Why the success of Terminator Salvation depends on Linda Hamilton

The hero of Terminator has always been (and in my mind always will be) Sarah Connor.
At its core, the Terminator franchise is all about Sarah Connor’s journey from frightened waitress to defender of humanity. Played flawlessly by Linda Hamilton in Terminator 1 and 2 (and quite admirably by Lena Heady in the TV series), Sarah Connor is the definitive transgressive female action hero. More so than Uma Thurman in Kill Bill, more so than Angleina Jolie in Tomb Raider, even more so than Sigourney Weaver in Aliens, Hamilton’s Sarah Connor broke all the rules about what women could and couldn’t do in action movies.
See, in Terminator 1, there’s nothing all that remarkable about Hamilton’s character. She wakes up, finds out that she’s destined to give birth to the messiah (forgive the intentional use of Biblical imagery), and is told that she needs to survive long enough to ensure his existence. And then from that point on, Kyle Reese and the Terminator wage war over her magic uterus. In flim-studenty terms, Connor plays the slasher-slick role often referred to as “the last girl.” She gets chased around by monsters, is threatened at every turn, watches every one of her friends get gunned down, and then manages to outsmart the bad guy at the very last second. There’s nothing revolutionary here. It’s also hard to ignore the fact that the premise behind Terminator 1 is that the one thing Sarah Connor is good for is making babies. You don’t need a doctorate in gender studies to see the problems there…
But come Terminator 2, Sarah Connor turns the game around and starts playing by her own rules. She says screw it to all this talk of destiny and imminent destruction and decides to make her own future. And even though she’s already given birth to John (which, according to Kyle Reese in Terminator 1, is all she’s supposed to do), she takes the battle to Skynet herself and starts blowing stuff up left, right and centre, learns how to use all sorts of machine guns, and beats the heck out of anyone who stands in her way. She even gets to utter a pretty cool one-liner at the end of the first movie. This is the character that wrestles with existential issues of free will and destiny. This is the character who holds vendettas and exacts revenge. This is the character who is, plain and simple, really freaking cool.

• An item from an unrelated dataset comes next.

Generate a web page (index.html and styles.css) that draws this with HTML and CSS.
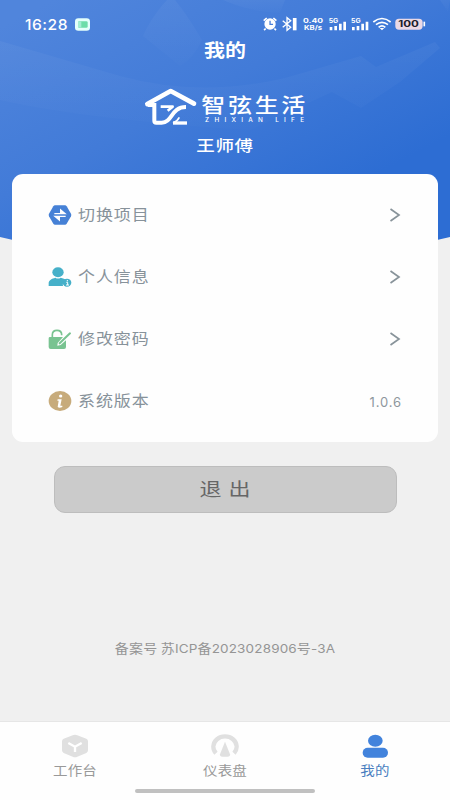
FILE: index.html
```html
<!DOCTYPE html>
<html lang="zh-CN">
<head>
<meta charset="utf-8">
<title>我的</title>
<link rel="stylesheet" href="styles.css">
</head>
<body>
<div class="screen">
  <svg class="backdrop" viewBox="0 0 450 260" aria-hidden="true">
    <defs>
      <linearGradient id="sky" gradientUnits="userSpaceOnUse" x1="90" y1="-20" x2="230" y2="250">
        <stop offset="0" stop-color="#5085dc"/><stop offset=".5" stop-color="#427bd8"/><stop offset="1" stop-color="#2d6dd3"/>
      </linearGradient>
      <linearGradient id="fade" x1="0" y1="0" x2="0" y2="1">
        <stop offset="0" stop-color="#fff" stop-opacity=".04"/><stop offset="1" stop-color="#fff" stop-opacity="0.01"/>
      </linearGradient>
    </defs>
    <path d="M0 0H450V237Q225 292 0 237Z" fill="url(#sky)"/>
    <path d="M167 0C155 13 148 25 143 36L180 66Q194 58 202 40Q188 16 175 0Z" fill="url(#fade)"/>
    <path d="M0 41L120 76Q200 98 285 78L361 56L376 67L435 42L440 48L400 82L361 108L332 92L250 130Q90 120 0 100Z" fill="url(#fade)"/>
    <path d="M450 0H440L448 12ZM223 0H285L280 13Q250 12 223 0Z" fill="url(#fade)"/>
  </svg>

  <header class="status">
    <span class="clock">16:28</span>
    <svg class="chip" viewBox="0 0 45 38"><rect width="45" height="38" rx="10" fill="#e4fffb"/><rect x="9" y="9" width="29" height="20" rx="4" fill="#6cdda9"/><path d="M9 10h10v18h-6q-4 0-4-4z" fill="#a3eed3"/></svg>
    <svg class="indicators" viewBox="110 50 495 50" fill="none" stroke="#fff">
      <circle cx="134" cy="74" r="17" fill="#fff" stroke="none"/>
      <path d="M115 64l9-8M153 64l-9-8M121 88l-5 4M147 88l5 4" stroke-width="5"/>
      <path d="M134 64v11h9" stroke="#4a80da" stroke-width="4"/>
      <path d="M172 64l24 20-11 9V55l11 9-24 20" stroke-width="4"/>
      <path d="M208 56v37" stroke-width="11"/>
      <g fill="#fff" stroke="none" class="signal-text">
        <text x="233" y="71" textLength="60" lengthAdjust="spacingAndGlyphs">0.40</text>
        <text x="236" y="93" textLength="54" lengthAdjust="spacingAndGlyphs">KB/s</text>
        <text x="310" y="70" textLength="29" lengthAdjust="spacingAndGlyphs">5G</text>
        <text x="377" y="70" textLength="29" lengthAdjust="spacingAndGlyphs">5G</text>
      </g>
      <path d="M317 93v-10M331 93v-13M345 93V73M358 93V67M384 93v-10M398 93v-13M412 93V73M425 93V67" stroke-width="8"/>
      <path d="M444 68Q470 47 496 68M452 76Q470 62 488 76M460 84Q470 75 480 84" stroke-width="5"/>
      <path d="M463 86h14l-7 7z" fill="#fff" stroke="none"/>
      <rect x="510" y="58" width="82" height="33" rx="11" fill="#ead9e6" stroke="none"/>
      <path d="M597 67v14" stroke-width="5"/>
      <text x="519" y="83" class="battery" fill="#20202c" stroke="none" textLength="62" lengthAdjust="spacingAndGlyphs">100</text>
    </svg>
  </header>

  <h1 class="title"><span class="squat">我的</span></h1>

  <svg class="logo" viewBox="42 18 486 120" role="img">
    <g fill="none" stroke="#fff" stroke-linejoin="round">
      <path d="M52 72L122 33L192 71" stroke-width="14" stroke-linecap="round"/>
      <path d="M53 75H73V122Q73 128 79 128H95C128 128 122 81 168 81" stroke-width="12" stroke-linejoin="miter"/>
      <path d="M92 80H128L113 92" stroke-width="8"/>
      <path d="M129 129H171" stroke-width="10"/>
      <path d="M129 129Q141 125 148 112" stroke-width="5"/>
    </g>
    <text x="214" y="118" class="brand" textLength="312" lengthAdjust="spacing">智弦生活</text>
    <text x="225" y="127" class="brand-latin" textLength="297" lengthAdjust="spacing">ZHIXIAN LIFE</text>
  </svg>
  <div class="username"><span class="squat">王师傅</span></div>

  <main class="card">
    <div class="row">
      <svg class="icon" viewBox="0 0 72 60"><path d="M21 1H51Q54 1 56 4L69 26Q71 30 69 34L56 56Q54 59 51 59H21Q18 59 16 56L3 34Q1 30 3 26L16 4Q18 1 21 1Z" fill="#4681d6"/><path d="M19 26H51L38 15V25M53 34H21L34 45V35" fill="#fff" stroke="#fff" stroke-width="4"/></svg>
      <span class="label">切换项目</span>
      <svg class="chevron" viewBox="0 0 12 14"><path d="M1.500 1L10 7L1.500 13"/></svg>
    </div>
    <div class="row">
      <svg class="icon" viewBox="0 0 72 60"><ellipse cx="30" cy="16" rx="17" ry="15" fill="#46b0c9"/><path d="M2 57V49C2 39 12 35 22 32Q30 37 38 32C45 34 51 35 53 39Q42 46 45 57Z" fill="#46b0c9"/><ellipse cx="57" cy="47" rx="13" ry="12" fill="#46b0c9"/><path d="M58 39v4M55 46h4v8M54 54h9" stroke="#fff" stroke-width="3" fill="none"/></svg>
      <span class="label">个人信息</span>
      <svg class="chevron" viewBox="0 0 12 14"><path d="M1.500 1L10 7L1.500 13"/></svg>
    </div>
    <div class="row">
      <svg class="icon" viewBox="0 0 72 60"><path d="M13 27V17Q13 4 27 4T41 17V19" fill="none" stroke="#79c391" stroke-width="5"/><path d="M4 24H45L29 42L28 50L38 48L54 34V54Q54 60 48 60H8Q2 60 2 54V28Q2 24 6 24Z" fill="#79c391"/><path d="M35 43L66 13" stroke="#79c391" stroke-width="6" stroke-linecap="round"/></svg>
      <span class="label">修改密码</span>
      <svg class="chevron" viewBox="0 0 12 14"><path d="M1.500 1L10 7L1.500 13"/></svg>
    </div>
    <div class="row">
      <svg class="icon" viewBox="0 0 72 60"><ellipse cx="36" cy="30" rx="34" ry="30" fill="#c7ab7b"/><ellipse cx="38" cy="15" rx="5" ry="4.500" fill="#fff"/><path d="M29 25H41L37 44H43V48Q34 52 29 48L32 29H28Z" fill="#fff"/></svg>
      <span class="label">系统版本</span>
      <span class="version">1.0.6</span>
    </div>
  </main>

  <button class="logout"><span class="squat">退 出</span></button>

  <footer class="record"><span>备案号 苏</span><span class="latin">ICP</span><span>备</span><span class="latin digits">2023028906</span><span>号</span><span class="latin">-3A</span></footer>

  <nav class="tabs">
    <a class="tab">
      <svg class="tab-icon" viewBox="0 0 84 72"><path d="M35 4Q42 0 49 4L76 14Q81 16 81 22V49Q81 54 76 57L49 68Q42 72 35 68L8 57Q3 54 3 49V22Q3 16 8 14Z" fill="#e0e0e0"/><path d="M22 27L42 38L62 27M42 38V54" fill="none" stroke="#fff" stroke-width="7"/></svg>
      <span>工作台</span>
    </a>
    <a class="tab">
      <svg class="tab-icon" viewBox="0 0 84 72"><path d="M15 58A35 31 0 1 1 69 58" fill="none" stroke="#e0e0e0" stroke-width="13"/><path d="M42 23L57 61Q58 68 50 68H34Q26 68 27 61Z" fill="#e0e0e0"/></svg>
      <span>仪表盘</span>
    </a>
    <a class="tab active">
      <svg class="tab-icon" viewBox="0 0 84 72"><ellipse cx="43" cy="20" rx="22" ry="18" fill="#4283dc"/><rect x="5" y="41" width="76" height="30" rx="15" fill="#4283dc"/></svg>
      <span>我的</span>
    </a>
    <i class="home-bar"></i>
  </nav>
</div>
</body>
</html>
```

FILE: styles.css
```css
* { box-sizing: border-box; }
body { margin: 0; font-family: "Noto Sans CJK SC", sans-serif; }
.screen {
  position: relative;
  display: flex;
  flex-direction: column;
  width: 450px;
  height: 800px;
  overflow: hidden;
  background: #f0f0f0;
}
.screen > * { flex-shrink: 0; }
.backdrop { position: absolute; top: 0; left: 0; width: 450px; height: 260px; }
.status, .title, .logo, .username, .card { position: relative; }

.status {
  display: flex;
  align-items: center;
  height: 36px;
  padding: 13px 23px 0 25px;
  color: #fff;
}
.clock {
  width: 50px;
  font: 500 15px/20px Inter, sans-serif;
  letter-spacing: .5px;
  transform: scaleX(1.04);
  transform-origin: left;
}
.chip { width: 15px; height: 13px; }
.indicators { width: 165px; height: 16.667px; margin-left: auto; }
.signal-text { font: 700 19px Inter, sans-serif; }
.battery { font: 700 25px Inter, sans-serif; }

.squat { display: inline-block; transform: translateY(-1px) scaleY(.88); }
.title {
  margin: 0;
  height: 30px;
  color: #fff;
  font-size: 21px;
  line-height: 30px;
  font-weight: 700;
  text-align: center;
}
.title .squat { transform: translateY(-1.500px) scaleY(.85); }
.logo { display: block; width: 162px; height: 40px; margin: 20px 0 0 144px; }
.brand { font-size: 72px; font-weight: 500; fill: #fff; transform: scaleY(.83); }
.brand-latin { font: 500 19px Inter, sans-serif; fill: #fff; }
.username {
  height: 24px;
  margin-top: 8px;
  color: #fff;
  font-size: 18.500px;
  line-height: 24px;
  font-weight: 500;
  letter-spacing: .6px;
  text-align: center;
}
.username .squat { transform: translateY(-2px) scaleY(.82); }

.card {
  width: 426px;
  height: 268px;
  margin: 16px 12px 0;
  padding: 10px 36px;
  border-radius: 11px;
  background: #fefefe;
}
.row { display: flex; align-items: center; height: 62px; }
.icon { width: 24px; height: 20px; }
.label {
  margin-left: 6px;
  color: #87929a;
  font-size: 17px;
  line-height: 24px;
  letter-spacing: .9px;
  transform: translateY(-1px) scaleY(.89);
}
.chevron { width: 12px; height: 14px; margin: 0 1.500px 0 auto; fill: none; stroke: #88939a; stroke-width: 1.700; }
.version {
  margin-left: auto;
  color: #8e979d;
  font: 400 13px/20px Inter, sans-serif;
  letter-spacing: .9px;
  transform: translateY(1px);
}

.logout {
  width: 343px;
  height: 47px;
  margin: 24px 0 0 54px;
  padding: 0;
  border: 1px solid #bdbdbd;
  border-radius: 11px;
  background: #cbcbcb;
  color: #666;
  font: 400 22px/45px "Noto Sans CJK SC", sans-serif;
  letter-spacing: 1px;
}
.logout .squat { transform: translateY(-1px) scaleY(.84); }
.record {
  display: flex;
  justify-content: center;
  margin-top: 125px;
  color: #959595;
  font-size: 14px;
  line-height: 20px;
  letter-spacing: .2px;
  white-space: pre;
  transform: translateY(-.5px) scaleY(.9);
}
.record .latin { font-family: Inter, sans-serif; font-size: 13.500px; letter-spacing: .15px; transform: translateY(1px); }

.tabs {
  position: relative;
  display: grid;
  grid-template-columns: repeat(3, 1fr);
  height: 79px;
  margin-top: auto;
  border-top: 1px solid #e6e6e6;
  background: #fefefe;
}
.tab {
  display: flex;
  flex-direction: column;
  align-items: center;
  padding-top: 12px;
  color: #999;
  font-size: 14.500px;
  line-height: 20px;
  letter-spacing: .2px;
}
.tab span { margin-top: 2px; transform: scaleY(.88); }
.tab.active { color: #4a7ec0; }
.tab-icon { width: 28px; height: 24px; }
.home-bar {
  position: absolute;
  left: 135px;
  bottom: 7px;
  width: 180px;
  height: 4px;
  border-radius: 2px;
  background: #c0c0c0;
}
```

But here’s the kicker: despite being a super-badass warrior in T2, Sarah Connor still gets to be a mom. And that’s not something you see every day.
In most action flicks, women can either be fighters or mothers, but you can’t have it both ways. In other words, if a girl wants to be an action hero, she has to act like a dude. She has to drink whiskey and curse like a sailor and play with guns (and I’ll spare you the Freudian associations that several film theorists have made), but as soon as you’re a mommy, you’re out of the game. Take Kill Bill, for example: the entire point of the movie is that the Bride has to hang up her swords as soon as she has a daughter. Or take any cop show you’ve ever seen. The guy cops can have any number of kids, but the gal cops are always unmarried with no children.
But Terminator doesn’t play by this rule. In T2, Sarah Connor leads the war against the machines (in fact, she’s the driving force behind the assault) and at the same time raises young John. To sum it up, take these two separate lines of dialogue, both spoken by Sarah Connor in T2:
“Men like you thought it up. You think you’re so creative. You don’t know what it’s like to really create something; to create a life; to feel it growing inside you”
[After breaking Silberman’s arm]
“There’s 215 bones in the human body. That’s one.”
How often does any character, male or female, get to preach about human life and loving their kids, but also get to say something so unbelievably cool in the middle of a fight? It just doesn’t happen. I’m hard-pressed to think of even one other female film character that’s such a diehard superhero, but is also prominently figured as a parent.
And so, imagine my disappointment when in Terminator 3 it was casually announced that Sarah Connor had died of cancer and that was that. Here was one of the coolest, most ground-breaking characters of the past thirty years, and she didn’t even get the dignity of dying on screen. Not cool, man. Not cool.
But all is not lost!!
Hamilton will be returning as Sarah Connor in Terminator Salvation in a voice-over role as the grown-up John Connor listens to the tapes she’s left him. Johnny-boy will continue to learn from Sarah’s teachings as he struggles to defeat the Connor family nemesis Skynet.
Usually I cringe when filmmakers shoehorn dead characters into a sequel, but I’m more than willing to make an exception here. Lind Hamilton is the heart and soul of Terminator, and Salvation just wouldn’t feel like a worthy successor without her.